PASADENA, Calif., May 9 (UPI) -- Galaxies with powerful, active and "hungry" black holes at their core produce fewer stars than galaxies with less active black holes, European astronomers say.
Findings from the European Space Agency's Herschel Space Observatory suggest black holes suppressed galactic star formation when the universe was less than half its current age, they said.
"We want to know how star formation and black hole activity are linked," lead study author Mathew Page of University College London said. "The two processes increase together up to a point, but the most energetic black holes appear to turn off star formation."
Early in the history of the universe, giant luminous black holes, called active galactic nuclei, were often much brighter and more energetic than they are now, and star formation was also livelier then.

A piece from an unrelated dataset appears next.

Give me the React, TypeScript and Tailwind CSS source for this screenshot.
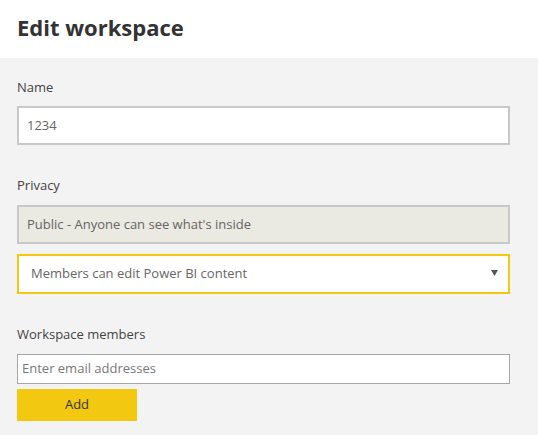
export default function App() {
  return (
    <div className="min-h-[435px] w-[538px] bg-[#f3f3f3] font-['Open_Sans',sans-serif] text-[#333]">
      {/* Header */}
      <header className="flex h-[58px] items-center bg-white pb-[4px] pl-[17px]">
        <h1 className="text-[22px] font-bold leading-none text-[#333]">Edit workspace</h1>
      </header>

      <div className="pr-[28px] pl-[17px]">
        {/* Name */}
        <label className="mt-[19px] block text-[13px] leading-[20px] text-[#444]">Name</label>
        <div className="mt-[9px] flex h-[39px] items-center border-2 border-[#c8c8c8] bg-white px-[8px] text-[13px] text-[#666]">
          1234
        </div>

        {/* Privacy */}
        <label className="mt-[30px] block text-[13px] leading-[20px] text-[#444]">Privacy</label>
        <div className="mt-[10px] flex h-[39px] items-center border-2 border-[#c8c8c8] bg-[#eae9e2] px-[8px] text-[13px] text-[#666]">
          Public - Anyone can see what's inside
        </div>
        <div className="mt-[10px] flex h-[40px] items-center justify-between border-2 border-[#f2c811] bg-white pr-[10px] pl-[12px] text-[13px] text-[#666]">
          <span>Members can edit Power BI content</span>
          <svg width="7" height="6" viewBox="0 0 7 6" className="mb-[2px]">
            <path d="M0 0h7L3.5 6z" fill="#555" />
          </svg>
        </div>

        {/* Members */}
        <label className="mt-[30px] block text-[13px] leading-[20px] text-[#444]">Workspace members</label>
        <div className="mt-[10px] flex h-[30px] items-center border border-[#a6a6a6] bg-white px-[4px] text-[13px] text-[#777]">
          Enter email addresses
        </div>
        <button className="mt-[5px] flex h-[32px] w-[120px] items-center justify-center bg-[#f2c811] text-[13px] text-[#333]">
          Add
        </button>
      </div>
    </div>
  );
}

"At that epoch, galaxies were forming stars 10 times more rapidly than they are today on average, study author James Bock at NASA's Jet Propulsion Laboratory in Pasadena, Calif., said.
"Many of these galaxies are incredibly luminous, more than 1,000 times brighter than our Milky Way," he said in a JPL release Wednesday.
Star formation dropped off in galaxies with the most energetic central black holes consuming the most gas, researchers said.
Inflows of gas fuel both new stars and supermassive black holes, they said, but feed a black hole too much and it starts spewing radiation into the galaxy that prevents raw material from coalescing into new stars.
"Now that we see the relationship between active supermassive black holes and star formation, we want to know more about how this process works," said Bill Danchi, Herschel program scientist at NASA Headquarters in Washington. "Does star formation get disrupted from the beginning with the formation of the brightest galaxies of this type, or do all active black holes eventually shut off star formation, and energetic ones do this more quickly than less active ones?"